I agree totally with what Chris says. One of the owners in the article admitted he was breaking the law, but "it was what the clients wanted"... would he say the same if it was selling drugs?
I don't understand why people would want to visit Spain to do the same thing they do at home. Maybe if they visited Spain to enjoy Spanish culture, a unique heritage, thousands of cultural activities throughout the year in which the whole community take part and a very varied gastronomy complimented by fine wines which are as different as they areas where they are produced, they wouldn't have time for quiz nights and and bingo so they wouldn't miss them. I am not critisizing these past times, I just think that visiting another country should be an opportunity to experiment another way of life.


----------



## SteveHall (Oct 17, 2008)

No sympathy here, either. "When in Rome etc" "Give unto Caeasar what is Caesar's etc..."


----------



## chris(madrid) (Mar 23, 2008)

anles said:


> Maybe if they visited Spain to enjoy Spanish culture, ....they wouldn't have time .... bingo so they wouldn't miss them.


Don't misunderstand me - BINGO is HUGE business in real Spanish Spain. We used to live across the road (a narrow one) from one in Madrid - opened until 05:30 every day. Was better than an alarm clock. The one plus was they had armed guys on the doors so your car was safe most of the night if you were parked close.

They are businesses and pay gambling licences. So anybody offering freebie unlicensed alternatives will be VERY much in their line of sight. 

Problem is that many small bars simply cannot afford the licences - so risk it 'til they're caught. Not sure how music fares up either. Given the current antics of the group protecting music authors rights at small town fairs etc - it'll get tough too soon. But it's NOT anti expat. It's anti "not pay revenue".


----------



## SteveHall (Oct 17, 2008)

Exact ..if the Spanish bars have to pay, so should the Brit bars. 

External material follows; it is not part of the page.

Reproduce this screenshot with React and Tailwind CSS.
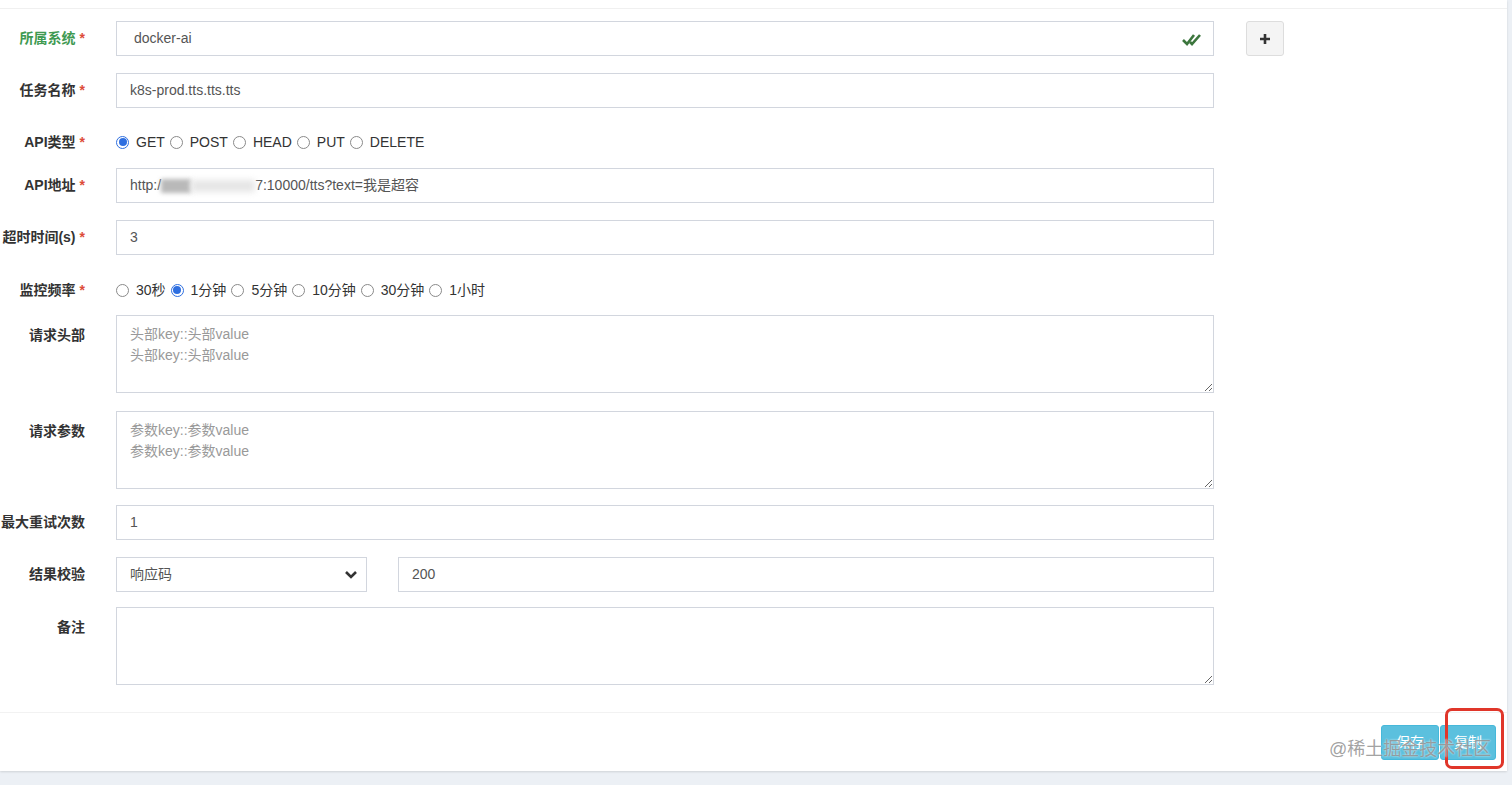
import React from "react";

const font = { fontFamily: '"Liberation Sans", "Noto Sans CJK SC", sans-serif' };

function Star() {
  return <span className="ml-[4px] text-[#dd4b39]">*</span>;
}

function Label({ children, required, green, top }) {
  return (
    <div
      className={`flex w-[85px] shrink-0 justify-end whitespace-nowrap text-[14px] font-bold ${
        green ? "text-[#3f9a52]" : "text-[#333]"
      } ${top ? "items-start pt-[10px]" : "items-center"}`}
    >
      {children}
      {required && <Star />}
    </div>
  );
}

function Field({ children, className = "" }) {
  return (
    <div
      className={`flex h-[35px] items-center border border-[#d2d6de] bg-white px-[13px] text-[14px] text-[#555] ${className}`}
    >
      {children}
    </div>
  );
}

function Radio({ checked }) {
  return (
    <span
      className={`flex h-[13px] w-[13px] shrink-0 items-center justify-center rounded-full border ${
        checked ? "border-[#2f6fe0] bg-white" : "border-[#8a8a8a] bg-white"
      }`}
    >
      {checked && <span className="h-[8px] w-[8px] rounded-full bg-[#2f6fe0]" />}
    </span>
  );
}

function RadioGroup({ items, selected }) {
  return (
    <div className="flex items-center text-[14px] text-[#333]">
      {items.map((it, i) => (
        <div key={it} className="mr-[5px] flex items-center">
          <Radio checked={i === selected} />
          <span className="ml-[7px]">{it}</span>
        </div>
      ))}
    </div>
  );
}

function Area({ placeholder, className = "" }) {
  return (
    <textarea
      readOnly
      placeholder={placeholder}
      className={`h-[78px] w-[1098px] resize-y border border-[#d2d6de] bg-white px-[13px] pt-[8px] text-[14px] leading-[21px] text-[#555] outline-none placeholder:text-[#999] ${className}`}
      style={font}
    />
  );
}

function Row({ children, className = "" }) {
  return <div className={`flex gap-[31px] ${className}`}>{children}</div>;
}

export default function App() {
  return (
    <div className="relative h-[785px] w-[1512px] overflow-hidden bg-[#ecf0f5]" style={font}>
      <div className="w-[1507px] bg-white shadow-[0_1px_2px_rgba(0,0,0,0.12)]">
        <div className="h-[9px] border-b border-[#f0f0f0]" />
        <div className="flex flex-col overflow-hidden pb-[27px]">
          <Row className="mt-[12px]">
            <Label required green>所属系统</Label>
            <div className="flex items-center">
              <Field className="w-[1098px] justify-between border-[#3f9a52] pl-[17px] text-[#333]">
                <span>docker-ai</span>
                <svg width="20" height="14" viewBox="0 0 20 14" className="mr-[-2px]">
                  <path d="M1 8 L5 12 L12 3" fill="none" stroke="#3c763d" strokeWidth="2.6" />
                  <path d="M8 10 L10 12 L18 3" fill="none" stroke="#3c763d" strokeWidth="2.6" />
                </svg>
              </Field>
              <button className="ml-[32px] flex h-[35px] w-[38px] items-center justify-center rounded-[3px] border border-[#ddd] bg-[#f4f4f4]">
                <svg width="12" height="12" viewBox="0 0 12 12">
                  <path d="M6 1 V11 M1 6 H11" stroke="#333" strokeWidth="2.6" />
                </svg>
              </button>
            </div>
          </Row>

          <Row className="mt-[17px]">
            <Label required>任务名称</Label>
            <Field className="w-[1098px]">k8s-prod.tts.tts.tts</Field>
          </Row>

          <Row className="mt-[24px] h-[20px]">
            <Label required>API类型</Label>
            <RadioGroup items={["GET", "POST", "HEAD", "PUT", "DELETE"]} selected={0} />
          </Row>

          <Row className="mt-[16px]">
            <Label required>API地址</Label>
            <Field className="w-[1098px]">
              <span>http:/</span>
              <span className="h-[14px] w-[30px] bg-[#b9b9b9] blur-[2px]" />
              <span className="h-[12px] w-[64px] bg-[#e6e6e6] blur-[3px]" />
              <span>7:10000/tts?text=我是超容</span>
            </Field>
          </Row>

          <Row className="mt-[17px]">
            <Label required>超时时间(s)</Label>
            <Field className="w-[1098px]">3</Field>
          </Row>

          <Row className="mt-[25px] h-[20px]">
            <Label required>监控频率</Label>
            <RadioGroup items={["30秒", "1分钟", "5分钟", "10分钟", "30分钟", "1小时"]} selected={1} />
          </Row>

          <Row className="mt-[15px]">
            <Label top>请求头部</Label>
            <Area placeholder={"头部key::头部value\n头部key::头部value"} />
          </Row>

          <Row className="mt-[18px]">
            <Label top>请求参数</Label>
            <Area placeholder={"参数key::参数value\n参数key::参数value"} />
          </Row>

          <Row className="mt-[16px]">
            <Label>最大重试次数</Label>
            <Field className="h-[34px] w-[1098px]">1</Field>
          </Row>

          <Row className="mt-[17px]">
            <Label>结果校验</Label>
            <div className="flex gap-[31px]">
              <Field className="h-[34px] w-[251px] justify-between pr-[8px] text-[#333]">
                <span>响应码</span>
                <svg width="14" height="10" viewBox="0 0 14 10">
                  <path d="M2 2 L7 7 L12 2" fill="none" stroke="#333" strokeWidth="2.6" />
                </svg>
              </Field>
              <Field className="h-[34px] w-[816px]">200</Field>
            </div>
          </Row>

          <Row className="mt-[15px]">
            <Label top>备注</Label>
            <Area placeholder="" />
          </Row>
        </div>

        <div className="flex h-[59px] items-start justify-end border-t border-[#f2f2f2] pr-[11px] pt-[12px]">
          <button className="h-[35px] w-[58px] rounded-[3px] border border-[#46b8da] bg-[#5bc0de] text-[14px] text-white">
            保存
          </button>
          <button className="ml-[1px] h-[35px] w-[56px] rounded-[3px] border border-[#46b8da] bg-[#5bc0de] text-[14px] text-white">
            复制
          </button>
        </div>
      </div>

      <div className="pointer-events-none absolute left-[1445px] top-[708px] h-[61px] w-[59px] rounded-[7px] border-[3px] border-[#e0362a]" />
      <div
        className="pointer-events-none absolute left-[1329px] top-[736px] text-[18px] text-[#8a8a8a]/80"
        style={{ textShadow: "0 0 2px rgba(255,255,255,0.9)" }}
      >
        @稀土掘金技术社区
      </div>
    </div>
  );
}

I was in BCN in September and bumped into a rep for Digital+ He was placing stickers for their telecom service prominently through a bar. He said that the ONLY bars authorised to show La Liga were those with these stickers and who had paid a license. They were being encouraged to report ANY bar that had football without these stickers. Good for the rep as this was a great sales lead for him and good for the bar as it protects his investment. 

I HAVE NEVER EVER seen a Brit Bar with such a sticker.


----------



## jojo (Sep 20, 2007)

It sounds good to me, maybe they can turn it into Spain instead of Blackpool in the sun! So good on em, its just a shame it took so long

Jo


----------



## jkchawner (Dec 21, 2008)

*maybe blackpool is what they want ?*



jojo said:


> It sounds good to me, maybe they can turn it into Spain instead of Blackpool in the sun! So good on em, its just a shame it took so long
> 
> Jo


seems a bit stupid when the people who have kept lining the pockets of the spain for so long (tourists) are having taken away from them what they want though. would it not make sense to lower the expensive licensing laws ? so that the small bars and clubs which keep alive places like benidorm etc alive. instead of dieing an obvious death if they persist in this. 
just a thought


----------



## SteveHall (Oct 17, 2008)

Unlike AFAIK anybody else on this forum, I have actually owned a bar in Spain. The FAVOURITE subject of conversation among fellow bar-owners was how many rules and regulations there were. The REALITY/the TRUTH was that compared to my businesses in the UK there were far fewer and those that there were seemed pretty sensible. The bar next to me seemed intent in pushing the police to the limit as regards noise/terrace size etc. Was I surprised that she seemed to have many more brushes with the authority than I did? The REALITY/the TRUTH is that I could not open a pub in London with so little paperwork, nor could I open until I felt like or put my tables on the next door chemist's terrace etc etc. 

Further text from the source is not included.